Remarquable bouquin que ce "Lanark" de l'Ecossais Alasdair Gray, chaudement recommandé par le regretté Iain Banks (un autre Ecossais et mon auteur favori). "Lanark" a été écrit sur une période de trente ans et se présente comme la biographie, à partir de 5 ans, d'un certain Thaw, artiste-peintre un peu raté qui finira sa vie dans des conditions tragiques. Le côté autobiographique n'est pas caché par l'auteur, lui -même excellent dessinateur et illustrant son livre.
Cette biographie ne s'arrête pas avec la mort du personnage, puisqu'une partie de l'histoire se situe dans un Enfer orwellien qui ressemble à une version dantesque de Glasgow. De même que le roman ne commence pas avec l'enfance du personnage puisque les chapitres sont chronologiquement mélangés . Ah, oui et les noms des personnages ne sont pas les mêmes d'un chapitre à l'autre... Comme vous voyez, ça se corse... :-)
J'avoue être bluffé par ce roman très, mais alors très, étrange, où les gens développent des maladies bizarres (comme avoir des écailles de dragon, ou des bouches qui poussent au centre de la paume...), où le temps est décimal ou aléatoire, la gravité peu constante, où notre héros, peintre contrarié dans ses amours, se retrouve, suite à une faute impardonnable, dans un monde en manque de lumière , où un capitalisme féroce et cannibale phagocyte les derniers endroits vivables. L'enfer de "Lanark" est celui que nous créons nous-même, le cannibalisme dont il parle est celui que nous pratiquons. Les sentiments qu'il évoque ressemblent aux nôtres, même quand ils semblent vulgaires ou peu glorieux. Le manque d'amour et la cupidité sont ainsi les forces obscures qui traînent l'univers vers le fond, semble nous dire Alasdair Gray, qui n'hésite pas à mélanger ses affects personnels et ceux de son personnage.

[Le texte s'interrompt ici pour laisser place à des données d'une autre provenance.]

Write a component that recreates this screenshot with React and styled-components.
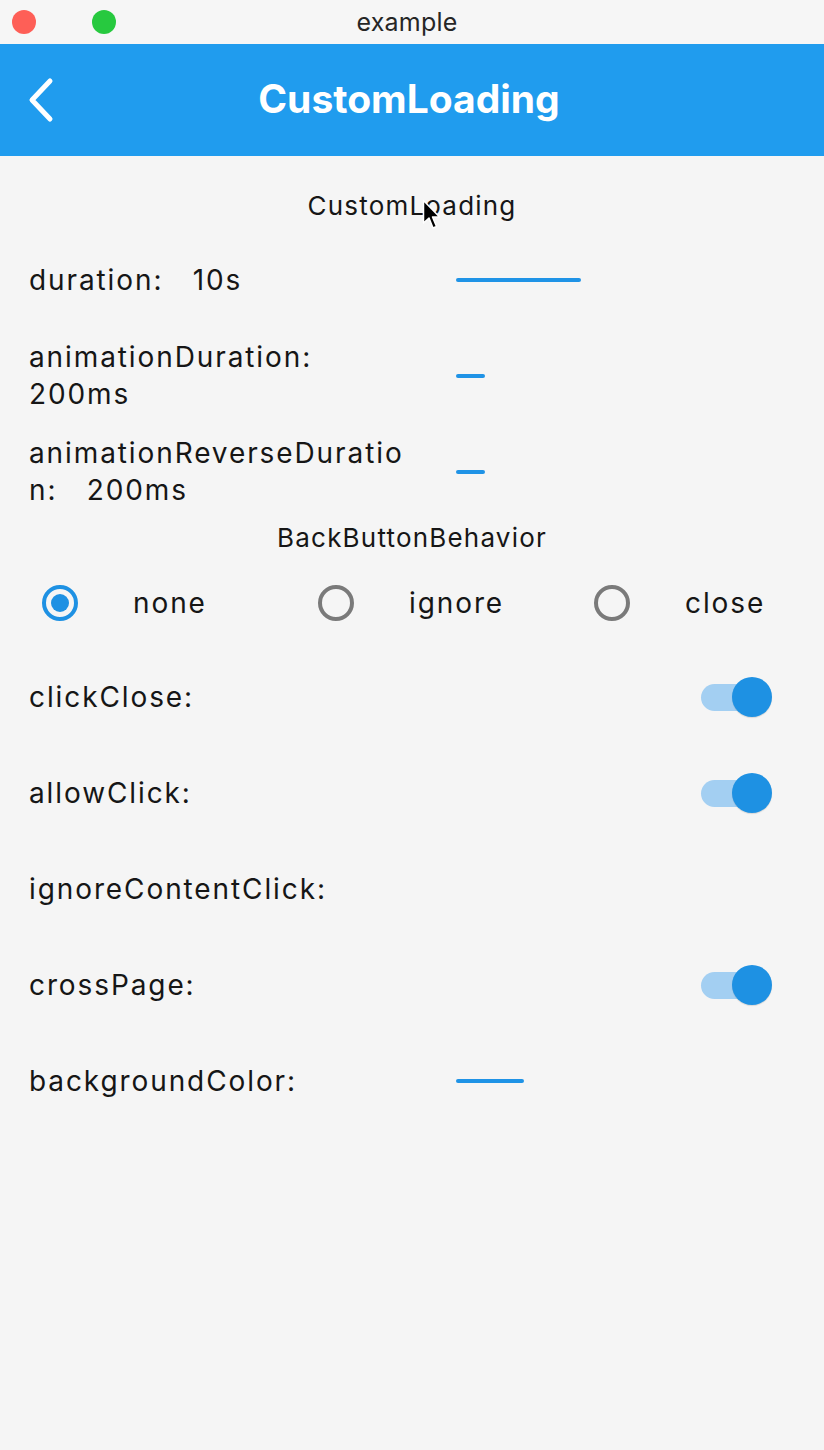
import React from 'react';
import styled, { createGlobalStyle } from 'styled-components';

const GlobalStyle = createGlobalStyle`
  html, body {
    margin: 0;
    padding: 0;
    background: #f5f5f5;
  }
`;

const Window = styled.div`
  position: relative;
  min-height: 100vh;
  background: #f5f5f5;
  font-family: Inter, 'Noto Sans', sans-serif;
  color: #161616;
`;

const TitleBar = styled.div`
  height: 44px;
  display: grid;
  grid-template-columns: 1fr auto 1fr;
  align-items: center;
  background: #f6f6f6;
`;

const Lights = styled.div`
  display: flex;
  gap: 56px;
  padding-left: 12px;
`;

const Light = styled.span`
  width: 24px;
  height: 24px;
  border-radius: 50%;
  background: ${p => p.$color};
`;

const WindowTitle = styled.div`
  font-size: 25px;
  color: #262626;
  letter-spacing: 0.2px;
  margin-right: 10px;
`;

const AppBar = styled.div`
  height: 112px;
  background: #209cee;
  display: grid;
  grid-template-columns: 1fr auto 1fr;
  align-items: center;
  color: #fff;
`;

const BackButton = styled.div`
  display: flex;
  align-items: center;
  padding-left: 24px;
`;

const AppTitle = styled.h1`
  margin: 0 6px 0 0;
  font-size: 39px;
  font-weight: 700;
  letter-spacing: 0;
  padding-bottom: 4px;
`;

const Heading = styled.div`
  text-align: center;
  font-size: 26px;
  letter-spacing: 1.2px;
  line-height: ${p => p.$h}px;
  padding-top: ${p => p.$top || 0}px;
  margin-bottom: ${p => p.$bottom || 0}px;
`;

const Row = styled.div`
  height: 96px;
  display: grid;
  grid-template-columns: 385px 1fr;
  column-gap: 42px;
  align-items: center;
  padding-left: 29px;
`;

const Label = styled.div`
  font-size: 28px;
  letter-spacing: 1.9px;
  line-height: 37px;
  white-space: pre-wrap;
  overflow-wrap: anywhere;
`;

const Track = styled.div`
  width: ${p => p.$w}px;
  height: 4px;
  border-radius: 2px;
  background: #1f93e6;
`;

const SwitchRow = styled.div`
  height: 96px;
  display: flex;
  align-items: center;
  justify-content: space-between;
  padding: 0 52px 0 29px;
`;

const Switch = styled.div`
  position: relative;
  width: 71px;
  height: 41px;
  visibility: ${p => (p.$hidden ? 'hidden' : 'visible')};

  &::before {
    content: '';
    position: absolute;
    left: 0;
    top: 7px;
    width: 64px;
    height: 27px;
    border-radius: 14px;
    background: #a3cff2;
  }

  &::after {
    content: '';
    position: absolute;
    right: 0;
    top: 0;
    width: 40px;
    height: 40px;
    border-radius: 50%;
    background: #1e91e3;
    box-shadow: 0 1px 1px rgba(0, 0, 0, 0.12);
  }
`;

const RadioGroup = styled.div`
  height: 93px;
  display: grid;
  grid-template-columns: 276px 276px 1fr;
  align-items: center;
  padding-left: 42px;
`;

const Option = styled.label`
  display: flex;
  align-items: center;
  gap: 55px;
  font-size: 28px;
  letter-spacing: 1.9px;
`;

const Radio = styled.span`
  box-sizing: border-box;
  width: 36px;
  height: 36px;
  border-radius: 50%;
  border: 4px solid ${p => (p.$checked ? '#1e91e3' : '#7a7a7a')};
  display: flex;
  align-items: center;
  justify-content: center;

  &::after {
    content: '';
    width: 18px;
    height: 18px;
    border-radius: 50%;
    background: ${p => (p.$checked ? '#1e91e3' : 'transparent')};
  }
`;

const Cursor = styled.svg`
  position: absolute;
  left: 422px;
  top: 199px;
`;

const sliders = [
  { label: 'duration:   10s', w: 125 },
  { label: 'animationDuration:   200ms', w: 29 },
  { label: 'animationReverseDuration:   200ms', w: 29 },
];

const switches = [
  { label: 'clickClose:', on: true },
  { label: 'allowClick:', on: true },
  { label: 'ignoreContentClick:', on: false },
  { label: 'crossPage:', on: true },
];

const behaviors = ['none', 'ignore', 'close'];

export default function App() {
  return (
    <Window>
      <GlobalStyle />
      <TitleBar>
        <Lights>
          <Light $color="#fe5f57" />
          <Light $color="#27c93f" />
        </Lights>
        <WindowTitle>example</WindowTitle>
        <div />
      </TitleBar>

      <AppBar>
        <BackButton>
          <svg width="32" height="46" viewBox="0 0 32 46">
            <path d="M26 4 L8 23 L26 42" fill="none" stroke="#fff" strokeWidth="5" strokeLinecap="round" strokeLinejoin="round" />
          </svg>
        </BackButton>
        <AppTitle>CustomLoading</AppTitle>
        <div />
      </AppBar>

      <Heading $h={40} $top={30} $bottom={6}>CustomLoading</Heading>

      {sliders.map(s => (
        <Row key={s.label}>
          <Label>{s.label}</Label>
          <Track $w={s.w} />
        </Row>
      ))}

      <Heading $h={36}>BackButtonBehavior</Heading>
      <RadioGroup>
        {behaviors.map((b, i) => (
          <Option key={b}>
            <Radio $checked={i === 0} />
            {b}
          </Option>
        ))}
      </RadioGroup>

      {switches.map(s => (
        <SwitchRow key={s.label}>
          <Label>{s.label}</Label>
          <Switch $hidden={!s.on} />
        </SwitchRow>
      ))}

      <Row>
        <Label>backgroundColor:</Label>
        <Track $w={68} />
      </Row>

      <Cursor width="20" height="32" viewBox="0 0 20 32">
        <path d="M1.5 1.5 L1.5 24 L7 19 L11 29 L14.5 27.5 L10.5 18 L17.5 18 Z" fill="#000" stroke="#fff" strokeWidth="1.5" strokeLinejoin="round" />
      </Cursor>
    </Window>
  );
}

Roman complexe et partagé (dans le sens où un roman réaliste semble le disputer à une fable fantastique), "Lanark" est devenu une oeuvre culte quand elle fut publiée en 1981. Dans un chapitre, Thaw, rencontre son auteur Alasdair Gray. Il se plaint de sa vie à son créateur , tandis que celui-ci lui annonce comment finira le roman. C'est déjà ébouriffant en soi mais en plus Gray fournit, en plein milieu de son livre les notes de bas de pages qui expliquent son roman et ses références littéraires ou artistiques. Les éminences grises du monde universitaire peuvent remercier un auteur qui leur évite de chercher les sources....
Superbement écrit, surprenant, cryptique, à la limite du bildungsroman, de la SF et du fantastique," Lanark" est un livre magistral, rusé, pas toujours simple à lire, peut-être trop pessimiste et peu engageant au départ, mais qui fascine comme les chefs d'oeuvre savent le faire. Et il y a dans ses discours, politiques ou intimes ou déjantés, une touche d'universel qui est frappante. Il restera une des mes lectures marquantes de l'année et je le recommande aux intrépides, guys et guysettes!